▸ **Task to carry out**
Select all lines with the string "React" in them, and copy those lines.

▸ **Data block**
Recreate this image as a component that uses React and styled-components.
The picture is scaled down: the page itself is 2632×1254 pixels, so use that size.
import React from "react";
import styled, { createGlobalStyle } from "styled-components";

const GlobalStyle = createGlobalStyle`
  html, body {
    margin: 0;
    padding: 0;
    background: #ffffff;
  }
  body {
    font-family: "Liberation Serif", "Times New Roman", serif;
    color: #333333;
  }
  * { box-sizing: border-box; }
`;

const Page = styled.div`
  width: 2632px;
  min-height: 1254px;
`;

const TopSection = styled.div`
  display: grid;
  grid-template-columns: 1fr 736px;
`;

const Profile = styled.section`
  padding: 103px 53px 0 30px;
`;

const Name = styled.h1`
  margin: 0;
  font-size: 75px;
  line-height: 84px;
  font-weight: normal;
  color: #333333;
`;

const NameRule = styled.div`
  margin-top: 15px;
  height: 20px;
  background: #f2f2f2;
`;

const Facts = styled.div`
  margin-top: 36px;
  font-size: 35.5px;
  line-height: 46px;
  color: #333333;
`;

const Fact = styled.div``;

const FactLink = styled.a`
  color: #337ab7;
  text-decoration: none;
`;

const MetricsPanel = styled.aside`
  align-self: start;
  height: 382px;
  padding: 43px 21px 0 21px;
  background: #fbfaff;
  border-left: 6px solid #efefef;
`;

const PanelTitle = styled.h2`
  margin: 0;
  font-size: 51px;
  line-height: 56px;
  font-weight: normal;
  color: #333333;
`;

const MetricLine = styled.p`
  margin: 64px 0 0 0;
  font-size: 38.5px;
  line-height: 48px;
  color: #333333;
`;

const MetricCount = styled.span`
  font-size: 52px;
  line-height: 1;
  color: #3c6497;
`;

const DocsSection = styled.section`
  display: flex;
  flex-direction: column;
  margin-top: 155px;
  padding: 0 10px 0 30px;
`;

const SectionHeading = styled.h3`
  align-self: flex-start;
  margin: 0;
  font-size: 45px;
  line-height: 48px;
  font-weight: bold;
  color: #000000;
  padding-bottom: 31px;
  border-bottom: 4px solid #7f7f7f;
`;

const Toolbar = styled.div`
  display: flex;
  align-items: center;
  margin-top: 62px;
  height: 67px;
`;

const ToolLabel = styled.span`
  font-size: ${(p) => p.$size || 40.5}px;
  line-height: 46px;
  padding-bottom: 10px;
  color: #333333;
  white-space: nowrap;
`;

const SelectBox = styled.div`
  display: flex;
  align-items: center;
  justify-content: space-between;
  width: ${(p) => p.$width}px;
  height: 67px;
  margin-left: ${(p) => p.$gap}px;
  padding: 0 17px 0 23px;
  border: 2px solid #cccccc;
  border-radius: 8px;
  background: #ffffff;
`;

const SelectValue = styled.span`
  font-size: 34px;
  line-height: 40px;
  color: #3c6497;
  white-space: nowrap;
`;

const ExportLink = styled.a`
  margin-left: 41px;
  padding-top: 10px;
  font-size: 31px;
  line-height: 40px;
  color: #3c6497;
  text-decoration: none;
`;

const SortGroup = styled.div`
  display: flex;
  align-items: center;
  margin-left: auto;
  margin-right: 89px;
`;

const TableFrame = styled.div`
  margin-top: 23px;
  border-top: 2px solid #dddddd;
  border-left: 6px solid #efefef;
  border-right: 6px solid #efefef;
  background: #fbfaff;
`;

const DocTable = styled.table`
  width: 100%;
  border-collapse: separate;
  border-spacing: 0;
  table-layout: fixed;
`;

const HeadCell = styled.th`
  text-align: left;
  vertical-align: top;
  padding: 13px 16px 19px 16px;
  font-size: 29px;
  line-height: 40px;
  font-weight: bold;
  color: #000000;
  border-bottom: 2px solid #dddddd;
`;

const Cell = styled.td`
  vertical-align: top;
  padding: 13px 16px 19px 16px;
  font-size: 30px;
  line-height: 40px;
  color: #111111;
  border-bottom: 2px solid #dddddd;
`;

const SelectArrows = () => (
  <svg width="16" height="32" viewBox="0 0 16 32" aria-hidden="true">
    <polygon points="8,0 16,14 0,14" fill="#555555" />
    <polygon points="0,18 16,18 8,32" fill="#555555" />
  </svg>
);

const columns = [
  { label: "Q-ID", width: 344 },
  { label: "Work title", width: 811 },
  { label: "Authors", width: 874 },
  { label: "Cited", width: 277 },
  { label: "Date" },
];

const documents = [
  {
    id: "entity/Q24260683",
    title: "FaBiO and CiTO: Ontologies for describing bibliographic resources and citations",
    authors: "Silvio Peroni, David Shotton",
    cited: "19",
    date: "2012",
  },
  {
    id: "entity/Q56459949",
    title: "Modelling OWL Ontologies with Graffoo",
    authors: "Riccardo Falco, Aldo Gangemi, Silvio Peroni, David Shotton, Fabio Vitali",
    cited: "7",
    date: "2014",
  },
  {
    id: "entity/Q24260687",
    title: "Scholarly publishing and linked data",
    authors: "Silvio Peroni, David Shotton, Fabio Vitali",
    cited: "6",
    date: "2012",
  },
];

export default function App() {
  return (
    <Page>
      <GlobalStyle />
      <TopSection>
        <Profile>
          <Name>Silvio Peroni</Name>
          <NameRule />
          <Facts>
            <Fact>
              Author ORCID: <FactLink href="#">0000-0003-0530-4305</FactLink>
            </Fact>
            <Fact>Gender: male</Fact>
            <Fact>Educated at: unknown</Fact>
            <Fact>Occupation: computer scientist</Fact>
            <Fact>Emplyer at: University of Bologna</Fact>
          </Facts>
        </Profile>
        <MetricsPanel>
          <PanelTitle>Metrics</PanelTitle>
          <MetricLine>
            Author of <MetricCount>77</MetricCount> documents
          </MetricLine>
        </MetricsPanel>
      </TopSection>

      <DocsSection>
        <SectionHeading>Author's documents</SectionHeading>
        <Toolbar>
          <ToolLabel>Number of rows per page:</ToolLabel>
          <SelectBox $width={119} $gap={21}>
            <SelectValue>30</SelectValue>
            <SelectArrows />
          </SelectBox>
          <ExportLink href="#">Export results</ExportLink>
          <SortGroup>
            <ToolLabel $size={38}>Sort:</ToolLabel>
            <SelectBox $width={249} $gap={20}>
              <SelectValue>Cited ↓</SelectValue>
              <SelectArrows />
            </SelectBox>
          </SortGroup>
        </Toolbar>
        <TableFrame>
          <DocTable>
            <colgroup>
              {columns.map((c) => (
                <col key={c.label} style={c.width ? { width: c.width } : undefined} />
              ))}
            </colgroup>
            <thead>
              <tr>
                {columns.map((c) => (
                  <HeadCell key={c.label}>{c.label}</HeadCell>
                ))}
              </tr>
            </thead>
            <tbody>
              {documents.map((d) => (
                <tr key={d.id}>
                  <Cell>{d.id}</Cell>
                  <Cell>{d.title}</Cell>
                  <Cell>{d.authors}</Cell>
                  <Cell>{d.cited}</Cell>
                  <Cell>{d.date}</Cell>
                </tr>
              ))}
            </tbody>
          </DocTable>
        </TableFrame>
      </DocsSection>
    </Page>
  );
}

▸ **Response to this exercise**
Recreate this image as a component that uses React and styled-components.
import React from "react";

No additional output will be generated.